* start *

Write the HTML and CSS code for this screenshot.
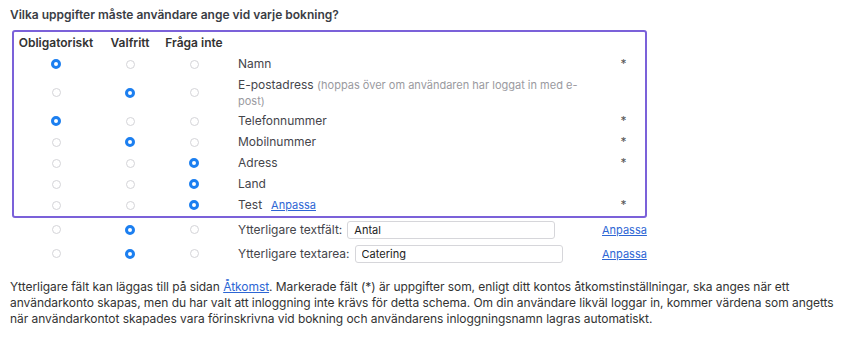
FILE: index.html
```html
<!DOCTYPE html>
<html lang="sv">
<head>
    <meta charset="UTF-8">
    <meta name="viewport" content="width=device-width, initial-scale=1.0">
    <title>Bokningsuppgifter</title>
    <link rel="stylesheet" href="styles.css">
</head>
<body>
    <h3 class="question">Vilka uppgifter måste användare ange vid varje bokning?</h3>

    <div class="fields">
        <div class="highlight">
            <div class="row head">
                <div class="cell">Obligatoriskt</div>
                <div class="cell">Valfritt</div>
                <div class="cell">Fråga inte</div>
                <div class="label"></div>
                <div class="extra"></div>
            </div>
            <div class="row">
                <div class="cell"><input type="radio" name="f1" checked></div>
                <div class="cell"><input type="radio" name="f1"></div>
                <div class="cell"><input type="radio" name="f1"></div>
                <div class="label">Namn</div>
                <div class="extra">*</div>
            </div>
            <div class="row">
                <div class="cell"><input type="radio" name="f2"></div>
                <div class="cell"><input type="radio" name="f2" checked></div>
                <div class="cell"><input type="radio" name="f2"></div>
                <div class="label block">E-postadress <span class="hint">(hoppas över om användaren har loggat in med e-post)</span></div>
                <div class="extra"></div>
            </div>
            <div class="row">
                <div class="cell"><input type="radio" name="f3" checked></div>
                <div class="cell"><input type="radio" name="f3"></div>
                <div class="cell"><input type="radio" name="f3"></div>
                <div class="label">Telefonnummer</div>
                <div class="extra">*</div>
            </div>
            <div class="row">
                <div class="cell"><input type="radio" name="f4"></div>
                <div class="cell"><input type="radio" name="f4" checked></div>
                <div class="cell"><input type="radio" name="f4"></div>
                <div class="label">Mobilnummer</div>
                <div class="extra">*</div>
            </div>
            <div class="row">
                <div class="cell"><input type="radio" name="f5"></div>
                <div class="cell"><input type="radio" name="f5"></div>
                <div class="cell"><input type="radio" name="f5" checked></div>
                <div class="label">Adress</div>
                <div class="extra">*</div>
            </div>
            <div class="row">
                <div class="cell"><input type="radio" name="f6"></div>
                <div class="cell"><input type="radio" name="f6"></div>
                <div class="cell"><input type="radio" name="f6" checked></div>
                <div class="label">Land</div>
                <div class="extra"></div>
            </div>
            <div class="row">
                <div class="cell"><input type="radio" name="f7"></div>
                <div class="cell"><input type="radio" name="f7"></div>
                <div class="cell"><input type="radio" name="f7" checked></div>
                <div class="label">Test <a href="#" class="link small">Anpassa</a></div>
                <div class="extra">*</div>
            </div>
        </div>

        <div class="row outer">
            <div class="cell"><input type="radio" name="f8"></div>
            <div class="cell"><input type="radio" name="f8" checked></div>
            <div class="cell"><input type="radio" name="f8"></div>
            <div class="label">Ytterligare textfält: <input type="text" class="text-input" value="Antal"></div>
            <div class="extra"><a href="#" class="link small">Anpassa</a></div>
        </div>
        <div class="row outer">
            <div class="cell"><input type="radio" name="f9"></div>
            <div class="cell"><input type="radio" name="f9" checked></div>
            <div class="cell"><input type="radio" name="f9"></div>
            <div class="label">Ytterligare textarea: <input type="text" class="text-input" value="Catering"></div>
            <div class="extra"><a href="#" class="link small">Anpassa</a></div>
        </div>
    </div>

    <p class="note">Ytterligare fält kan läggas till på sidan <a href="#" class="link">Åtkomst</a>. Markerade fält (*) är uppgifter som, enligt ditt kontos åtkomstinställningar, ska anges när ett användarkonto skapas, men du har valt att inloggning inte krävs för detta schema. Om din användare likväl loggar in, kommer värdena som angetts när användarkontot skapades vara förinskrivna vid bokning och användarens inloggningsnamn lagras automatiskt.</p>
</body>
</html>
```

FILE: styles.css
```css
* {
    margin: 0;
    padding: 0;
    box-sizing: border-box;
}

body {
    font-family: Inter, 'Liberation Sans', sans-serif;
    font-size: 12px;
    line-height: 16px;
    color: #3d3d42;
    background: #fff;
    padding: 7px 6px 7px 10px;
}

.question {
    font-size: 12px;
    font-weight: 600;
    color: #3a3d45;
    margin-bottom: 7px;
}

.fields {
    width: 635px;
    margin-left: 2px;
}

.highlight {
    border: 2px solid #7b61d9;
    border-radius: 3px;
}

.row {
    display: grid;
    grid-template-columns: 84px 64px 64px 1fr 43px;
    align-items: center;
    padding: 2px 0;
    min-height: 21px;
}

.row.head {
    font-weight: 600;
    color: #333;
    min-height: 21.5px;
}

.row.outer {
    padding: 3px 2px;
    min-height: 24px;
}

.row.outer:first-of-type {
    min-height: 22px;
}

.cell {
    white-space: nowrap;
    display: flex;
    justify-content: center;
    align-items: center;
}

.label {
    padding-left: 12px;
    padding-right: 20px;
    color: #45454b;
    display: flex;
    align-items: center;
    flex-wrap: wrap;
}

.label.block {
    display: block;
}

.hint {
    color: #9a9aa0;
    font-size: 11px;
}

.extra {
    text-align: center;
    color: #555;
}

input[type="radio"] {
    appearance: none;
    -webkit-appearance: none;
    width: 9px;
    height: 9px;
    border: 1px solid #d4d4d8;
    border-radius: 50%;
    background: #fff;
    margin: 0;
}

input[type="radio"]:checked {
    width: 10px;
    height: 10px;
    border: 3px solid #1c7ff0;
    background: #fff;
}

.text-input {
    margin-left: 5px;
    width: 208px;
    height: 18px;
    border: 1px solid #d6d6da;
    border-radius: 3px;
    padding: 0 6px;
    font-family: Inter, 'Liberation Sans', sans-serif;
    font-size: 11px;
    color: #222;
    background: #fff;
}

.link {
    color: #2d66d4;
    text-decoration: underline;
}

.link.small {
    font-size: 11px;
    margin-left: 9px;
}

.extra .link.small {
    margin-left: 0;
}

.note {
    margin-top: 13px;
    color: #333;
    letter-spacing: -0.05px;
}
```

* end *

Write out the listing word for word, omitting the pictures it holds.

Write the HTML and CSS code for this screenshot.
FILE: index.html
```html
<!DOCTYPE html>
<html lang="sv">
<head>
    <meta charset="UTF-8">
    <meta name="viewport" content="width=device-width, initial-scale=1.0">
    <title>Bokningsuppgifter</title>
    <link rel="stylesheet" href="styles.css">
</head>
<body>
    <h3 class="question">Vilka uppgifter måste användare ange vid varje bokning?</h3>

    <div class="fields">
        <div class="highlight">
            <div class="row head">
                <div class="cell">Obligatoriskt</div>
                <div class="cell">Valfritt</div>
                <div class="cell">Fråga inte</div>
                <div class="label"></div>
                <div class="extra"></div>
            </div>
            <div class="row">
                <div class="cell"><input type="radio" name="f1" checked></div>
                <div class="cell"><input type="radio" name="f1"></div>
                <div class="cell"><input type="radio" name="f1"></div>
                <div class="label">Namn</div>
                <div class="extra">*</div>
            </div>
            <div class="row">
                <div class="cell"><input type="radio" name="f2"></div>
                <div class="cell"><input type="radio" name="f2" checked></div>
                <div class="cell"><input type="radio" name="f2"></div>
                <div class="label block">E-postadress <span class="hint">(hoppas över om användaren har loggat in med e-post)</span></div>
                <div class="extra"></div>
            </div>
            <div class="row">
                <div class="cell"><input type="radio" name="f3" checked></div>
                <div class="cell"><input type="radio" name="f3"></div>
                <div class="cell"><input type="radio" name="f3"></div>
                <div class="label">Telefonnummer</div>
                <div class="extra">*</div>
            </div>
            <div class="row">
                <div class="cell"><input type="radio" name="f4"></div>
                <div class="cell"><input type="radio" name="f4" checked></div>
                <div class="cell"><input type="radio" name="f4"></div>
                <div class="label">Mobilnummer</div>
                <div class="extra">*</div>
            </div>
            <div class="row">
                <div class="cell"><input type="radio" name="f5"></div>
                <div class="cell"><input type="radio" name="f5"></div>
                <div class="cell"><input type="radio" name="f5" checked></div>
                <div class="label">Adress</div>
                <div class="extra">*</div>
            </div>
            <div class="row">
                <div class="cell"><input type="radio" name="f6"></div>
                <div class="cell"><input type="radio" name="f6"></div>
                <div class="cell"><input type="radio" name="f6" checked></div>
                <div class="label">Land</div>
                <div class="extra"></div>
            </div>
            <div class="row">
                <div class="cell"><input type="radio" name="f7"></div>
                <div class="cell"><input type="radio" name="f7"></div>
                <div class="cell"><input type="radio" name="f7" checked></div>
                <div class="label">Test <a href="#" class="link small">Anpassa</a></div>
                <div class="extra">*</div>
            </div>
        </div>

        <div class="row outer">
            <div class="cell"><input type="radio" name="f8"></div>
            <div class="cell"><input type="radio" name="f8" checked></div>
            <div class="cell"><input type="radio" name="f8"></div>
            <div class="label">Ytterligare textfält: <input type="text" class="text-input" value="Antal"></div>
            <div class="extra"><a href="#" class="link small">Anpassa</a></div>
        </div>
        <div class="row outer">
            <div class="cell"><input type="radio" name="f9"></div>
            <div class="cell"><input type="radio" name="f9" checked></div>
            <div class="cell"><input type="radio" name="f9"></div>
            <div class="label">Ytterligare textarea: <input type="text" class="text-input" value="Catering"></div>
            <div class="extra"><a href="#" class="link small">Anpassa</a></div>
        </div>
    </div>

    <p class="note">Ytterligare fält kan läggas till på sidan <a href="#" class="link">Åtkomst</a>. Markerade fält (*) är uppgifter som, enligt ditt kontos åtkomstinställningar, ska anges när ett användarkonto skapas, men du har valt att inloggning inte krävs för detta schema. Om din användare likväl loggar in, kommer värdena som angetts när användarkontot skapades vara förinskrivna vid bokning och användarens inloggningsnamn lagras automatiskt.</p>
</body>
</html>
```

FILE: styles.css
```css
* {
    margin: 0;
    padding: 0;
    box-sizing: border-box;
}

body {
    font-family: Inter, 'Liberation Sans', sans-serif;
    font-size: 12px;
    line-height: 16px;
    color: #3d3d42;
    background: #fff;
    padding: 7px 6px 7px 10px;
}

.question {
    font-size: 12px;
    font-weight: 600;
    color: #3a3d45;
    margin-bottom: 7px;
}

.fields {
    width: 635px;
    margin-left: 2px;
}

.highlight {
    border: 2px solid #7b61d9;
    border-radius: 3px;
}

.row {
    display: grid;
    grid-template-columns: 84px 64px 64px 1fr 43px;
    align-items: center;
    padding: 2px 0;
    min-height: 21px;
}

.row.head {
    font-weight: 600;
    color: #333;
    min-height: 21.5px;
}

.row.outer {
    padding: 3px 2px;
    min-height: 24px;
}

.row.outer:first-of-type {
    min-height: 22px;
}

.cell {
    white-space: nowrap;
    display: flex;
    justify-content: center;
    align-items: center;
}

.label {
    padding-left: 12px;
    padding-right: 20px;
    color: #45454b;
    display: flex;
    align-items: center;
    flex-wrap: wrap;
}

.label.block {
    display: block;
}

.hint {
    color: #9a9aa0;
    font-size: 11px;
}

.extra {
    text-align: center;
    color: #555;
}

input[type="radio"] {
    appearance: none;
    -webkit-appearance: none;
    width: 9px;
    height: 9px;
    border: 1px solid #d4d4d8;
    border-radius: 50%;
    background: #fff;
    margin: 0;
}

input[type="radio"]:checked {
    width: 10px;
    height: 10px;
    border: 3px solid #1c7ff0;
    background: #fff;
}

.text-input {
    margin-left: 5px;
    width: 208px;
    height: 18px;
    border: 1px solid #d6d6da;
    border-radius: 3px;
    padding: 0 6px;
    font-family: Inter, 'Liberation Sans', sans-serif;
    font-size: 11px;
    color: #222;
    background: #fff;
}

.link {
    color: #2d66d4;
    text-decoration: underline;
}

.link.small {
    font-size: 11px;
    margin-left: 9px;
}

.extra .link.small {
    margin-left: 0;
}

.note {
    margin-top: 13px;
    color: #333;
    letter-spacing: -0.05px;
}
```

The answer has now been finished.